Je vois un peu de Jonathan le Goéland derrière mais il faut vraiment aller le chercher très très au fond.

Cette nouvelle ne m'a pas du tout convaincu.

Bon continuation,

Alpy

   widjet   
13/7/2010
 a aimé ce texte 
Pas
Avec "La planche", l'auteur avait crée un petit évènement, mélange d'univers lynchien et kafkaien qui personnellement m'avait enchanté et envoûté. Ce bel essai, j'attendais sa transformation. Disons que c'est partie remise car ce nouvel opus est pour le moins décevant.

L'écriture déjà est nettement moins convaincante, même assez poussive ("uniformes compliqués"?). Le rythme, lui, est indolent et passablement ennuyeux. Pour preuve, le texte est court, mais il m'a semblé interminable. Contrairement au texte précédent, le lecteur (et son imagination) n'est pas stimulé et surtout les évènements (la machine, les gens qui gravitent autour du héros, le prêtre...) ne semblent lier par aucun fil (même infime). Tout est trop décorellé et surtout terriblement confus (s'agit -il d'une évolution à l'envers ? Redevenir à l'état sinon primaire, différent, la perte de notre humanité, de ce qui nous caractérise aujourdhui comme le laisse sous entendre le "désapprendre à parler" ?). Conséquence, rapidement, la curiosité laisse place à un ennui profond.

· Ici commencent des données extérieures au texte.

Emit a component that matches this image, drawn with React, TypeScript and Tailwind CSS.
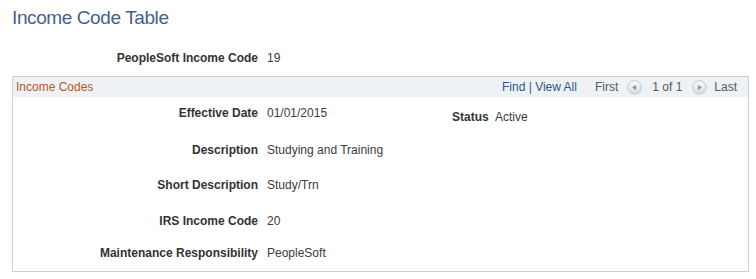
import type { ReactNode } from 'react';

// Botón circular de navegación (anterior / siguiente)
function NavButton({ dir }: { dir: 'prev' | 'next' }) {
  return (
    <svg width="15" height="15" viewBox="0 0 15 15" className="block">
      <defs>
        <linearGradient id={`g-${dir}`} x1="0" y1="0" x2="0" y2="1">
          <stop offset="0" stopColor="#fbfbfb" />
          <stop offset="1" stopColor="#d6d8da" />
        </linearGradient>
      </defs>
      <circle cx="7.5" cy="7.5" r="6.8" fill={`url(#g-${dir})`} stroke="#c4c7ca" strokeWidth="1" />
      {dir === 'prev' ? (
        <path d="M5.2 7.5 L9 4.9 L9 10.1 Z" fill="#8a8d90" />
      ) : (
        <path d="M9.8 7.5 L6 4.9 L6 10.1 Z" fill="#8a8d90" />
      )}
    </svg>
  );
}

function Field({ label, children, className = '' }: { label: string; children: ReactNode; className?: string }) {
  return (
    <div className={`flex h-[16px] items-center ${className}`}>
      <div className="w-[245px] text-right font-bold text-[#333333]">{label}</div>
      <div className="ml-[9px] text-[#3b3b3b]">{children}</div>
    </div>
  );
}

export default function App() {
  return (
    <div className="w-[756px] h-[279px] bg-white text-[12px] leading-[16px] font-['Liberation_Sans',Arial,sans-serif] overflow-hidden">
      {/* Título */}
      <h1 className="pt-[6px] pl-[12px] text-[19px] leading-[24px] tracking-[-0.4px] text-[#44628d]">Income Code Table</h1>

      {/* Código principal */}
      <div className="mt-[20px] flex h-[16px] items-center">
        <div className="w-[258px] text-right font-bold text-[#333333]">PeopleSoft Income Code</div>
        <div className="ml-[9px] text-[#3b3b3b]">19</div>
      </div>

      {/* Grupo de datos */}
      <div className="mt-[10px] ml-[12px] w-[737px] border border-[#cbced2] pb-[10px]">
        <div className="flex h-[20px] items-center bg-[#eef2f5] pl-[3px] pr-[11px]">
          <span className="text-[#b8581d]">Income Codes</span>
          <div className="ml-auto flex items-center text-[#555b61]">
            <span className="text-[#2d5486]">Find | View All</span>
            <span className="ml-[18px]">First</span>
            <span className="ml-[9px]"><NavButton dir="prev" /></span>
            <span className="ml-[10px]">1 of 1</span>
            <span className="ml-[10px]"><NavButton dir="next" /></span>
            <span className="ml-[7px]">Last</span>
          </div>
        </div>

        <div className="mt-[8px] flex items-start">
          <div className="w-[245px] text-right font-bold text-[#333333]">Effective Date</div>
          <div className="ml-[9px] w-[185px] text-[#3b3b3b]">01/01/2015</div>
          <div className="flex pt-[4px]">
            <div className="w-[35px] text-right font-bold text-[#333333]">Status</div>
            <div className="ml-[8px] text-[#3b3b3b]">Active</div>
          </div>
        </div>

        <Field label="Description" className="mt-[17px]">Studying and Training</Field>
        <Field label="Short Description" className="mt-[19px]">Study/Trn</Field>
        <Field label="IRS Income Code" className="mt-[20px]">20</Field>
        <Field label="Maintenance Responsibility" className="mt-[16px]">PeopleSoft</Field>
      </div>
    </div>
  );
}
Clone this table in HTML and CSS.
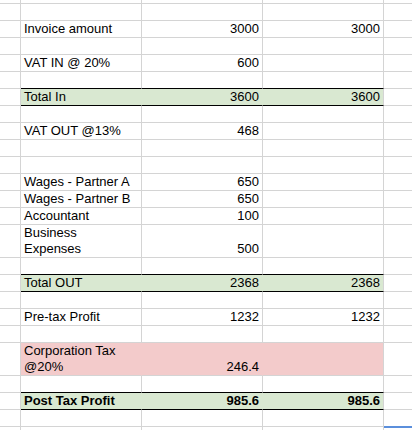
FILE: index.html
```html
<!DOCTYPE html>
<html lang="en">
<head>
<meta charset="utf-8">
<title>Profit sheet</title>
<link rel="stylesheet" href="styles.css">
</head>
<body>
<div class="sheet">
  <div class="row stub"><div class="c"></div><div class="c"></div><div class="c"></div><div class="c"></div><div class="c"></div></div>
  <div class="row"><div class="c"></div><div class="c"></div><div class="c"></div><div class="c"></div><div class="c"></div></div>
  <div class="row"><div class="c"></div><div class="c">Invoice amount</div><div class="c n">3000</div><div class="c n">3000</div><div class="c"></div></div>
  <div class="row"><div class="c"></div><div class="c"></div><div class="c"></div><div class="c"></div><div class="c"></div></div>
  <div class="row"><div class="c"></div><div class="c">VAT IN @ 20%</div><div class="c n">600</div><div class="c"></div><div class="c"></div></div>
  <div class="row above"><div class="c"></div><div class="c"></div><div class="c"></div><div class="c"></div><div class="c"></div></div>
  <div class="row total"><div class="c"></div><div class="c">Total In</div><div class="c n">3600</div><div class="c n">3600</div><div class="c"></div></div>
  <div class="row"><div class="c"></div><div class="c"></div><div class="c"></div><div class="c"></div><div class="c"></div></div>
  <div class="row"><div class="c"></div><div class="c">VAT OUT @13%</div><div class="c n">468</div><div class="c"></div><div class="c"></div></div>
  <div class="row"><div class="c"></div><div class="c"></div><div class="c"></div><div class="c"></div><div class="c"></div></div>
  <div class="row"><div class="c"></div><div class="c"></div><div class="c"></div><div class="c"></div><div class="c"></div></div>
  <div class="row"><div class="c"></div><div class="c">Wages - Partner A</div><div class="c n">650</div><div class="c"></div><div class="c"></div></div>
  <div class="row"><div class="c"></div><div class="c">Wages - Partner B</div><div class="c n">650</div><div class="c"></div><div class="c"></div></div>
  <div class="row"><div class="c"></div><div class="c">Accountant</div><div class="c n">100</div><div class="c"></div><div class="c"></div></div>
  <div class="row tall"><div class="c"></div><div class="c">Business<br>Expenses</div><div class="c n">500</div><div class="c"></div><div class="c"></div></div>
  <div class="row above"><div class="c"></div><div class="c"></div><div class="c"></div><div class="c"></div><div class="c"></div></div>
  <div class="row total"><div class="c"></div><div class="c">Total OUT</div><div class="c n">2368</div><div class="c n">2368</div><div class="c"></div></div>
  <div class="row"><div class="c"></div><div class="c"></div><div class="c"></div><div class="c"></div><div class="c"></div></div>
  <div class="row"><div class="c"></div><div class="c">Pre-tax Profit</div><div class="c n">1232</div><div class="c n">1232</div><div class="c"></div></div>
  <div class="row"><div class="c"></div><div class="c"></div><div class="c"></div><div class="c"></div><div class="c"></div></div>
  <div class="row tall tax"><div class="c"></div><div class="c">Corporation Tax<br>@20%</div><div class="c n">246.4</div><div class="c"></div><div class="c"></div></div>
  <div class="row above"><div class="c"></div><div class="c"></div><div class="c"></div><div class="c"></div><div class="c"></div></div>
  <div class="row total bold"><div class="c"></div><div class="c">Post Tax Profit</div><div class="c n">985.6</div><div class="c n">985.6</div><div class="c"></div></div>
  <div class="row"><div class="c"></div><div class="c"></div><div class="c"></div><div class="c"></div><div class="c"></div></div>
  <div class="row"><div class="c"></div><div class="c"></div><div class="c"></div><div class="c"></div><div class="c selected"></div></div>
</div>
</body>
</html>
```
FILE: styles.css
```css
html, body {
  margin: 0;
  padding: 0;
  background: #ffffff;
}

body {
  font-family: "Liberation Sans", Arial, sans-serif;
  font-size: 13px;
  color: #000000;
}

.sheet {
  display: flex;
  flex-direction: column;
  width: 412px;
  height: 430px;
  overflow: hidden;
}

.row {
  display: grid;
  grid-template-columns: 21px 121px 121px 121px 1fr;
  height: 17px;
  flex: none;
}

.row.stub {
  height: 4px;
}

.row.tall {
  height: 33px;
}

.c {
  box-sizing: border-box;
  border-right: 1px solid #d4d4d4;
  border-bottom: 1px solid #d4d4d4;
  padding: 0 2px 0 3px;
  line-height: 16px;
  display: flex;
  align-items: flex-end;
  white-space: nowrap;
  overflow: hidden;
}

.c:last-child {
  border-right: none;
}

.c.n {
  justify-content: flex-end;
  padding: 0 3px 0 2px;
}

.row.above .c:nth-child(n+2):nth-child(-n+4) {
  border-bottom-color: #000000;
}

.row.total .c:nth-child(n+2):nth-child(-n+4) {
  background: #d9e8d1;
  border-bottom-color: #000000;
}

.row.total .c:nth-child(2),
.row.total .c:nth-child(3) {
  border-right-color: #d9e8d1;
}

.row.tax .c:nth-child(n+2):nth-child(-n+4) {
  background: #f3cbcb;
}

.row.tax .c:nth-child(2),
.row.tax .c:nth-child(3) {
  border-right-color: #f3cbcb;
}

.row.bold .c {
  font-weight: bold;
}

.c.selected {
  border-top: 2px solid #5b8fdc;
  margin-top: -1px;
}
```
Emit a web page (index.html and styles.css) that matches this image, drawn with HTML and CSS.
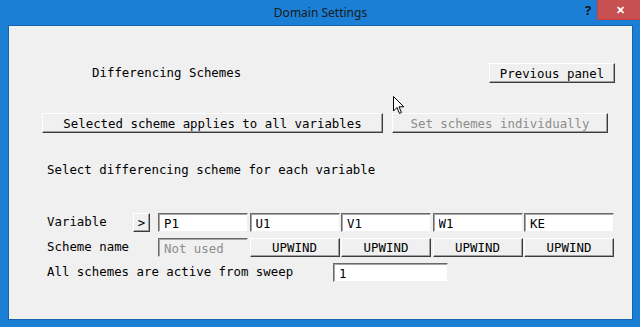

Cette fois-ci la séance d'hypnose a raté. Et puis, contrairement à la catégorie, cela ne m'a pas fait réfléchir. Désolé.

W

   silene   
14/7/2010
 a aimé ce texte 
Pas ↑
Je ne sais pas trop, ou plutôt si ; j'ai un certain rejet de tout ce qui utilise les ressorts flapis de la SF et tutti quanti, ça m'ennuie à mourir, sauf harponnage dès la première ligne, qui n'a, pour mon goût, pas lieu là. Ni aux suivantes, d'ailleurs.
Je n'ai suivi que distraitement l'intrigue, et me suis ennuyé plus qu'autre chose, désolé.

   Yaya   
25/7/2010
En quoi le fait de devenir une larve pourrait-être un signe d'évolution, doublé d'une situation enviable? La "désincarnation" est souvent associée à une libération. Ici, nous sommes dans une réincarnation... Bref, je n'ai pas compris. Il m'a manqué des indices pour répondre à cette question. Mais ma curiosité est piquée.